I recently made a tasty dish - I thought-, chicken pot pie with spoon drop biscuits for the crust. Even though there were leftovers in the refrigerator, my youngest, 18 years old had questions?
"Why don't you make cassava leaf soup or jollof rice? You know all my friends are African." I knew what he meant. First, he knows that Africa is a continent, and I know that there is a different recipe for each of those dishes depending on the country or family that makes it. Making jollof rice alone is a skill passed down from generation to generation in family kitchens throughout West Africa.
Making jollof rice should be a skill you can list on a resume or CV. The idea that I could just whip up a pot of jollof rice was flattering , but underestimates the culinary techniques needed to create this one pot , legendary , center stage dish expected at celebrations and holiday dinners.
The same is true for cassava leaf soup, or cassava leaf stew. Depending on the country, even the consistency of the dish is different. The recipe for cassava soup in Liberia tastes differently from the same soup/stew made in Nigeria , Guinea, or Sierra Leone, because the ingredients are different. Some recipes use peanut butter- mine did- eggplant, crabs, crayfish powder, and okra. Most use palm oil and smoked fish.
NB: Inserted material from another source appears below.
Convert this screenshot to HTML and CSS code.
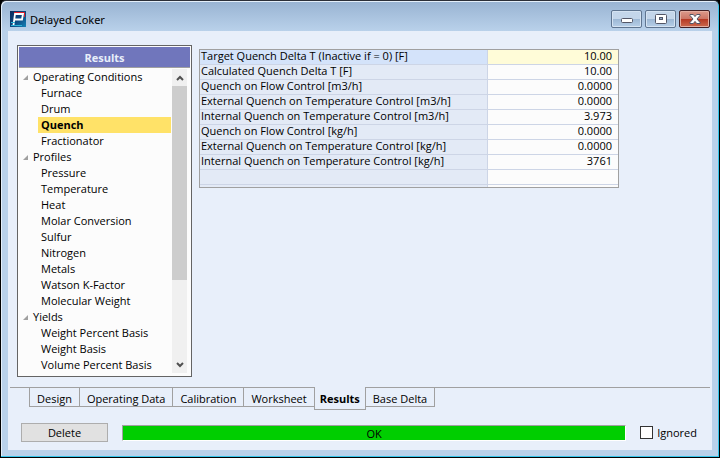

So, I found a recipe, found a local store with frozen cassava leaf, tweaked the recipe and make cassava leaf soup at least once a month, now. The recipe calls for palm oil which has a high carotenoid content, great for conversion to Vitamin A, and high Vitamin E content, but the saturated fat content is a bit steep, 50%, and most recipes call for 1/2 to 1 cup of palm oil. One tablespoon of palm oil contains 21% of the recommended daily value of saturated fat. To keep the recipe authentic and for the color, palm oil stayed in my version. We love peanut butter, so I increase the amount in the recipe for the flavor, consistency , and to thicken the recipe.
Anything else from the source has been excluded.